(WHAT YOU WILL DO) Extract the full listing verbatim and drop any pictures from your copy.

-- begin --

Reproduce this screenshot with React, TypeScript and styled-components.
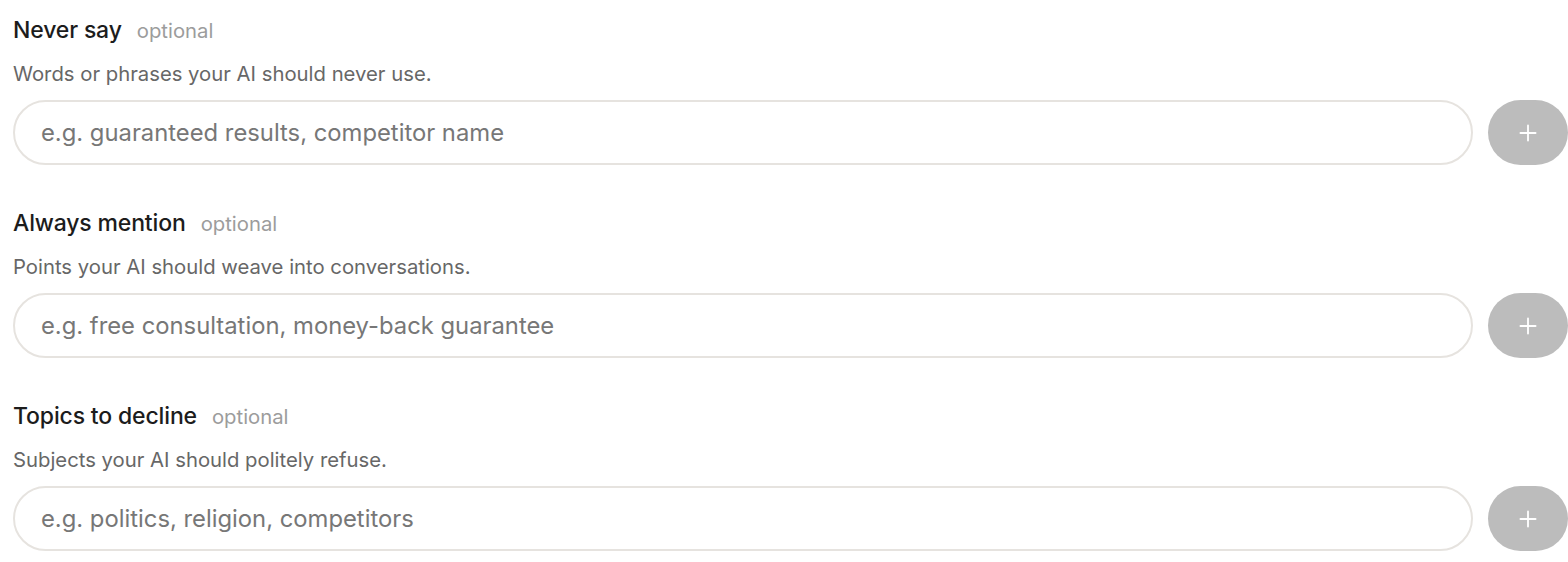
import React, { useState } from 'react';
import { createGlobalStyle, styled } from 'styled-components';
import { Plus } from 'lucide-react';

const GlobalStyle = createGlobalStyle`
  * {
    box-sizing: border-box;
  }
  body {
    margin: 0;
    background: #ffffff;
    font-family: Inter, 'Noto Sans', sans-serif;
  }
`;

const Page = styled.div`
  display: flex;
  flex-direction: column;
  gap: 44px;
  padding: 16px 0 0 13px;
`;

const Section = styled.section`
  display: flex;
  flex-direction: column;
`;

const LabelRow = styled.div`
  display: flex;
  align-items: baseline;
  gap: 15px;
  height: 28px;
  line-height: 28px;
`;

const Label = styled.span`
  font-size: 23px;
  font-weight: 500;
  color: #1c1c1c;
  letter-spacing: -0.15px;
`;

const Optional = styled.span`
  font-size: 20.3px;
  color: #9c9c9c;
`;

const Hint = styled.p`
  margin: 18px 0 14px;
  font-size: 20.3px;
  line-height: 24px;
  color: #676767;
`;

const InputRow = styled.div`
  display: flex;
  align-items: stretch;
  gap: 15px;
`;

const TextInput = styled.input`
  flex: 1;
  height: 65px;
  border: 2px solid #e6e3df;
  border-radius: 999px;
  padding: 0 26px;
  font-family: Inter, 'Noto Sans', sans-serif;
  font-size: 23.8px;
  color: #333;
  background: #fff;
  &::placeholder {
    color: #777777;
  }
  &:focus {
    outline: none;
    border-color: #c9c4bd;
  }
`;

const AddButton = styled.button<{ $active: boolean }>`
  width: 80px;
  height: 65px;
  border: none;
  border-radius: 999px;
  background-color: ${(p) => (p.$active ? '#2b2b2b' : '#bcbcbc')};
  color: #fff;
  display: flex;
  align-items: center;
  justify-content: center;
  cursor: ${(p) => (p.$active ? 'pointer' : 'default')};
`;

const fields = [
  {
    label: 'Never say',
    hint: 'Words or phrases your AI should never use.',
    placeholder: 'e.g. guaranteed results, competitor name',
  },
  {
    label: 'Always mention',
    hint: 'Points your AI should weave into conversations.',
    placeholder: 'e.g. free consultation, money-back guarantee',
  },
  {
    label: 'Topics to decline',
    hint: 'Subjects your AI should politely refuse.',
    placeholder: 'e.g. politics, religion, competitors',
  },
];

function PhraseField({ label, hint, placeholder }: { label: string; hint: string; placeholder: string }) {
  const [value, setValue] = useState('');

  return (
    <Section>
      <LabelRow>
        <Label>{label}</Label>
        <Optional>optional</Optional>
      </LabelRow>
      <Hint>{hint}</Hint>
      <InputRow>
        <TextInput value={value} onChange={(e) => setValue(e.target.value)} placeholder={placeholder} />
        <AddButton type='button' $active={value.trim() !== ''} disabled={value.trim() === ''}>
          <Plus size={26} strokeWidth={1.7} />
        </AddButton>
      </InputRow>
    </Section>
  );
}

export default function App() {
  return (
    <>
      <GlobalStyle />
      <Page>
        {fields.map((f) => (
          <PhraseField key={f.label} {...f} />
        ))}
      </Page>
    </>
  );
}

-- end --

(EXERCISE ANSWER)
Reproduce this screenshot with React, TypeScript and styled-components.
import React, { useState } from 'react';
import { createGlobalStyle, styled } from 'styled-components';
import { Plus } from 'lucide-react';

const GlobalStyle = createGlobalStyle`
  * {
    box-sizing: border-box;
  }
  body {
    margin: 0;
    background: #ffffff;
    font-family: Inter, 'Noto Sans', sans-serif;
  }
`;

const Page = styled.div`
  display: flex;
  flex-direction: column;
  gap: 44px;
  padding: 16px 0 0 13px;
`;

const Section = styled.section`
  display: flex;
  flex-direction: column;
`;

const LabelRow = styled.div`
  display: flex;
  align-items: baseline;
  gap: 15px;
  height: 28px;
  line-height: 28px;
`;

const Label = styled.span`
  font-size: 23px;
  font-weight: 500;
  color: #1c1c1c;
  letter-spacing: -0.15px;
`;

const Optional = styled.span`
  font-size: 20.3px;
  color: #9c9c9c;
`;

const Hint = styled.p`
  margin: 18px 0 14px;
  font-size: 20.3px;
  line-height: 24px;
  color: #676767;
`;

const InputRow = styled.div`
  display: flex;
  align-items: stretch;
  gap: 15px;
`;

const TextInput = styled.input`
  flex: 1;
  height: 65px;
  border: 2px solid #e6e3df;
  border-radius: 999px;
  padding: 0 26px;
  font-family: Inter, 'Noto Sans', sans-serif;
  font-size: 23.8px;
  color: #333;
  background: #fff;
  &::placeholder {
    color: #777777;
  }
  &:focus {
    outline: none;
    border-color: #c9c4bd;
  }
`;

const AddButton = styled.button<{ $active: boolean }>`
  width: 80px;
  height: 65px;
  border: none;
  border-radius: 999px;
  background-color: ${(p) => (p.$active ? '#2b2b2b' : '#bcbcbc')};
  color: #fff;
  display: flex;
  align-items: center;
  justify-content: center;
  cursor: ${(p) => (p.$active ? 'pointer' : 'default')};
`;

const fields = [
  {
    label: 'Never say',
    hint: 'Words or phrases your AI should never use.',
    placeholder: 'e.g. guaranteed results, competitor name',
  },
  {
    label: 'Always mention',
    hint: 'Points your AI should weave into conversations.',
    placeholder: 'e.g. free consultation, money-back guarantee',
  },
  {
    label: 'Topics to decline',
    hint: 'Subjects your AI should politely refuse.',
    placeholder: 'e.g. politics, religion, competitors',
  },
];

function PhraseField({ label, hint, placeholder }: { label: string; hint: string; placeholder: string }) {
  const [value, setValue] = useState('');

  return (
    <Section>
      <LabelRow>
        <Label>{label}</Label>
        <Optional>optional</Optional>
      </LabelRow>
      <Hint>{hint}</Hint>
      <InputRow>
        <TextInput value={value} onChange={(e) => setValue(e.target.value)} placeholder={placeholder} />
        <AddButton type='button' $active={value.trim() !== ''} disabled={value.trim() === ''}>
          <Plus size={26} strokeWidth={1.7} />
        </AddButton>
      </InputRow>
    </Section>
  );
}

export default function App() {
  return (
    <>
      <GlobalStyle />
      <Page>
        {fields.map((f) => (
          <PhraseField key={f.label} {...f} />
        ))}
      </Page>
    </>
  );
}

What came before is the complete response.